--- Information shown ---

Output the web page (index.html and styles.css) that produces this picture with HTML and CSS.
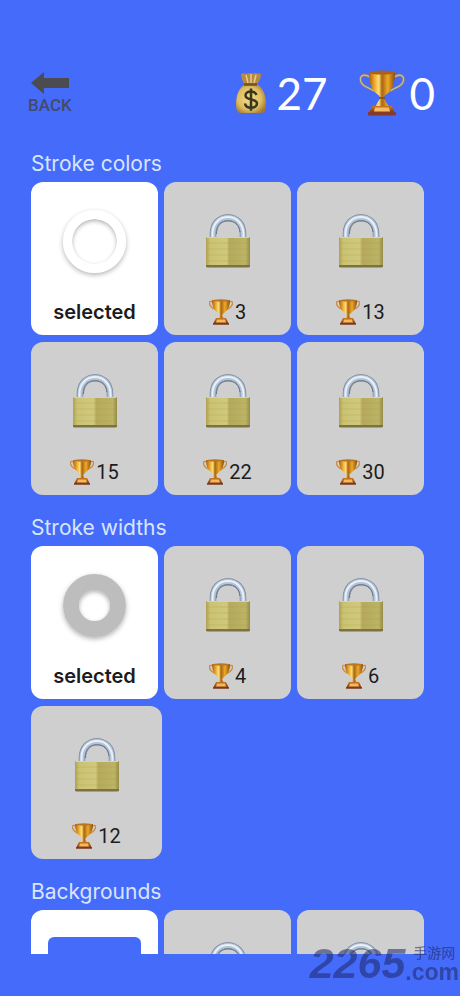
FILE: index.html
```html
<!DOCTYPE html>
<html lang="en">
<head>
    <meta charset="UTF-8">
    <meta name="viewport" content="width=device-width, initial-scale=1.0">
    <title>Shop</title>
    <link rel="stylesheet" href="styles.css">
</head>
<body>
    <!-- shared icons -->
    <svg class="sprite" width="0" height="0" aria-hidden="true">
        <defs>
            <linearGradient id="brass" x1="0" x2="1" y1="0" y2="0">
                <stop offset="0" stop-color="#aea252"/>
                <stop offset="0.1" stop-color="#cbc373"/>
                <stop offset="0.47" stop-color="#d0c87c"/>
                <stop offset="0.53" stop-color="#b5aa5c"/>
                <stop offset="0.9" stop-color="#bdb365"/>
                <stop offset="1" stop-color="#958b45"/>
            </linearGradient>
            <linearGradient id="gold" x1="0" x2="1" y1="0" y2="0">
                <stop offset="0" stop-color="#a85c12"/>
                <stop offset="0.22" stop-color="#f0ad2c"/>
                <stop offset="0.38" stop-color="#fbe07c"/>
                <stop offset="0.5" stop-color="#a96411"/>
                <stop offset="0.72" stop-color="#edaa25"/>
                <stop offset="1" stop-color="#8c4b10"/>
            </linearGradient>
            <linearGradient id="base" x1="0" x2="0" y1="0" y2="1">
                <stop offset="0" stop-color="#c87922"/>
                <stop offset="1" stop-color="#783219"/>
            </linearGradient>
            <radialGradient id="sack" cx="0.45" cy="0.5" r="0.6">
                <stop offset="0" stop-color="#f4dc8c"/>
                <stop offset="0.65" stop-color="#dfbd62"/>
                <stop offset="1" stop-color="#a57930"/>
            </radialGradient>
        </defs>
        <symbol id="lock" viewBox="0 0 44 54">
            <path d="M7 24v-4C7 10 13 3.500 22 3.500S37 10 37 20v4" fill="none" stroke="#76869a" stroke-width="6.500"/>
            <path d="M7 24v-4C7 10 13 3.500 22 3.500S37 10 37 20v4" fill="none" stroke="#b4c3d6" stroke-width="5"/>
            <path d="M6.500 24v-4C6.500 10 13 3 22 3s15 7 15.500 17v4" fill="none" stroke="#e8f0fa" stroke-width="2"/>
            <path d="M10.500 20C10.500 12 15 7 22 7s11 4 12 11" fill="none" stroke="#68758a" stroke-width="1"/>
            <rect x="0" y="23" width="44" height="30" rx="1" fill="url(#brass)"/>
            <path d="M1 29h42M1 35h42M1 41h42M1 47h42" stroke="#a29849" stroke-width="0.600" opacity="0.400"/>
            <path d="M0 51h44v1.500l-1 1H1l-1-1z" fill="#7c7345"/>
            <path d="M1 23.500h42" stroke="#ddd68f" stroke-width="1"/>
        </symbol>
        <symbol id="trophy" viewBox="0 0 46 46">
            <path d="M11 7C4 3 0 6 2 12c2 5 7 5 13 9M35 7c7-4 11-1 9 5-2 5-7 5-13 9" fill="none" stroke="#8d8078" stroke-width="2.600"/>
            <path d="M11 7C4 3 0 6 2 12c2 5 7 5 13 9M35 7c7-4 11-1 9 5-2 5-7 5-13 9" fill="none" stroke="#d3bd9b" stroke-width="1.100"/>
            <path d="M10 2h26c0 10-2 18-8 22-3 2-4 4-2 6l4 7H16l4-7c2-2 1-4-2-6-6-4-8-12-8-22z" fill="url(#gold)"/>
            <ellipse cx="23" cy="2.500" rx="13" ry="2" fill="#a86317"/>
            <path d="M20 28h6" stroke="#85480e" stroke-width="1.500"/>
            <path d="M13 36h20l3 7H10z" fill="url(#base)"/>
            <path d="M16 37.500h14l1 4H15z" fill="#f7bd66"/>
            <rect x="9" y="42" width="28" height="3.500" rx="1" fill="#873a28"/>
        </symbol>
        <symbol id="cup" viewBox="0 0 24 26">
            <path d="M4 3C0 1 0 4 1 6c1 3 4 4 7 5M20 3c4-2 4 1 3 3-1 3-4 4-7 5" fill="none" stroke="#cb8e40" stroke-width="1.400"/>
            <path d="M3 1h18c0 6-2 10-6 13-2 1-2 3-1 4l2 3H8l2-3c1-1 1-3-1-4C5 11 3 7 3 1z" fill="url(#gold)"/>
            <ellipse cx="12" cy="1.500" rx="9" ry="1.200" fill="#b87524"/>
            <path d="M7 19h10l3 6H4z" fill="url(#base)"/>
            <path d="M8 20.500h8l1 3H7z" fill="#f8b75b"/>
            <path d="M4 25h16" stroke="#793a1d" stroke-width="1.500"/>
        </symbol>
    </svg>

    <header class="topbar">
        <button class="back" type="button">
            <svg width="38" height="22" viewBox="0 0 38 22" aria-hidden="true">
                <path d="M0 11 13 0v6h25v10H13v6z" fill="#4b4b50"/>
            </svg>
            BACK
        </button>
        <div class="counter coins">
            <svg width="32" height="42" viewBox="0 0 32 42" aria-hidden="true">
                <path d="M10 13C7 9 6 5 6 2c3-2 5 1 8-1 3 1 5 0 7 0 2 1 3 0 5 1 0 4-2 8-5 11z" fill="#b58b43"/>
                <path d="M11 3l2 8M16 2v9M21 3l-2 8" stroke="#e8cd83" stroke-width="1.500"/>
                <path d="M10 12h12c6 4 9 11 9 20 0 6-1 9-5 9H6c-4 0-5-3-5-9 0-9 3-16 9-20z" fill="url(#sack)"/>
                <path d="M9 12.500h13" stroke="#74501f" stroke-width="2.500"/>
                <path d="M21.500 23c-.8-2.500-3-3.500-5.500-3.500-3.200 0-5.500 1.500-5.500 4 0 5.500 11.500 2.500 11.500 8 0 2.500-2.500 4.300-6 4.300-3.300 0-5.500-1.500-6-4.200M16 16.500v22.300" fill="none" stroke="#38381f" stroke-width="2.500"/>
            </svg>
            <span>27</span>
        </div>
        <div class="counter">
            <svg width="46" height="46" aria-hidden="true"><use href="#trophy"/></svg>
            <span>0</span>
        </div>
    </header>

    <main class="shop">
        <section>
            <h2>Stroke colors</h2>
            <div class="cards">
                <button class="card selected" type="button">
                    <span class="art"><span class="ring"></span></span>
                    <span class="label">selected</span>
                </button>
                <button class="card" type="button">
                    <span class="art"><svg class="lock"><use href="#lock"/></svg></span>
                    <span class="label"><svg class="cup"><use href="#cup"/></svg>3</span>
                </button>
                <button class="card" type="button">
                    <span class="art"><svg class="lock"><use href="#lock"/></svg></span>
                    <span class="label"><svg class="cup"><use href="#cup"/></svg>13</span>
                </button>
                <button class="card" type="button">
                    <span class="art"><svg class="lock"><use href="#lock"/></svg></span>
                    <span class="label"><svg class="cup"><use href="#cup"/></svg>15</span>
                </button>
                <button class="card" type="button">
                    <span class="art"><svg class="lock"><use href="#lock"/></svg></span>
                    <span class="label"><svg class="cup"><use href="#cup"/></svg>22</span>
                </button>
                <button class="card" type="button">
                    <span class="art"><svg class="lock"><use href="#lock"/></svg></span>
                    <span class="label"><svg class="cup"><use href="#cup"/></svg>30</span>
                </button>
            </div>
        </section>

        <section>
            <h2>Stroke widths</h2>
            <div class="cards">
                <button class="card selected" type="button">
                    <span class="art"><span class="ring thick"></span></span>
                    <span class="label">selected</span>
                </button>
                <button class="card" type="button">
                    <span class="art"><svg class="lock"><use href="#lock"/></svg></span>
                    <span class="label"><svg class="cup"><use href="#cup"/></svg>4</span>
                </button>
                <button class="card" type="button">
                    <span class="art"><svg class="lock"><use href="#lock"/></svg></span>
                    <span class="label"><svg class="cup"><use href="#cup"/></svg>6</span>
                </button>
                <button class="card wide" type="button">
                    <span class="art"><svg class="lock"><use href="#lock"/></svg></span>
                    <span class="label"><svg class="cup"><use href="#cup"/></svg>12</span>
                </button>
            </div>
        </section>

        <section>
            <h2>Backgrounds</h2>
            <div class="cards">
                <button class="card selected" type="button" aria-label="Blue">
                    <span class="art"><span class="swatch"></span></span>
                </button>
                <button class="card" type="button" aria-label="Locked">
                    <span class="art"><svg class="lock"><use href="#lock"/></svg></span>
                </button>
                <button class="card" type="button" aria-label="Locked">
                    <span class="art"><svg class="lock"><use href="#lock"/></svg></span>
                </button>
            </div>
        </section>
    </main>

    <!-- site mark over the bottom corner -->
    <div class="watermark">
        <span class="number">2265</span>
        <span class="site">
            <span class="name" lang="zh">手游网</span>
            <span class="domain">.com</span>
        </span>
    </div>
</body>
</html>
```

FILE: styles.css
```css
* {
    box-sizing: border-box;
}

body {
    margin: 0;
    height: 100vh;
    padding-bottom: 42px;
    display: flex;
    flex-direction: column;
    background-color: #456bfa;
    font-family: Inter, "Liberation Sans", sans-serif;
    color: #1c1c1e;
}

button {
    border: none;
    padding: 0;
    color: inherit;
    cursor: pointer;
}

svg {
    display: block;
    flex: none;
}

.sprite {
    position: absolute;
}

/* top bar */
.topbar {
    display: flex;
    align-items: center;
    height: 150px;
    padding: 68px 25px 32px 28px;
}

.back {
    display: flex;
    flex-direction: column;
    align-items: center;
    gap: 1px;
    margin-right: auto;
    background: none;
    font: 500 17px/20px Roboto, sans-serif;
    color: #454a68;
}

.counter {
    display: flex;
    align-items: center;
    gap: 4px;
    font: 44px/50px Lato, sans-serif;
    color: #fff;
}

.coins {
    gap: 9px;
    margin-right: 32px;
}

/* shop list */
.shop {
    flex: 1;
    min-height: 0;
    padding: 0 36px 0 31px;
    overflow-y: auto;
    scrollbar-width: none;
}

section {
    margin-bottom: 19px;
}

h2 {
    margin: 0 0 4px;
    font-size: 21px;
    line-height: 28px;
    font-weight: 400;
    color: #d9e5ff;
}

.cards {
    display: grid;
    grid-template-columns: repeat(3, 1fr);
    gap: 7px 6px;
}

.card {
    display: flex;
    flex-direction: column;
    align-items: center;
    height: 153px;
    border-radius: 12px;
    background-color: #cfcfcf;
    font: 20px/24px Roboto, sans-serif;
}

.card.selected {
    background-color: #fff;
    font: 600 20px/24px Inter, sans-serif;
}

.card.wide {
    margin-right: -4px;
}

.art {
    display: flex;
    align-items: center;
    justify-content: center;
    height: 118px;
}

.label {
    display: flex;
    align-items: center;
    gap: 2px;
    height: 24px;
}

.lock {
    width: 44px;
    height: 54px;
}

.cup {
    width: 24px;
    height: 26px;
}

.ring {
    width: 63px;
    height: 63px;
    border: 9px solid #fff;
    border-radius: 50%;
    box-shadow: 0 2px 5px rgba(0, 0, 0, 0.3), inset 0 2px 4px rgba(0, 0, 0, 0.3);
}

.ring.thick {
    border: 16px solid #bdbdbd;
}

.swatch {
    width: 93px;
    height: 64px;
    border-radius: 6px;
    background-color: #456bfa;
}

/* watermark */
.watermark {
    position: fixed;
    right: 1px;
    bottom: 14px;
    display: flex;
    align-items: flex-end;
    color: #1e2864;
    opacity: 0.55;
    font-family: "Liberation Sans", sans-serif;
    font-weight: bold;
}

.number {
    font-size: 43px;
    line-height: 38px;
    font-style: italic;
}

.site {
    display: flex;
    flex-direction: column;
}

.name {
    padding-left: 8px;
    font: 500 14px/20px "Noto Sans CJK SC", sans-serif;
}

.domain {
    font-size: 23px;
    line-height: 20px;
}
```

---

#### Short exercise
From the listing above, collect each line in which the string "styles" appears.

#### Written answer
Output the web page (index.html and styles.css) that produces this picture with HTML and CSS.
    <link rel="stylesheet" href="styles.css">
FILE: styles.css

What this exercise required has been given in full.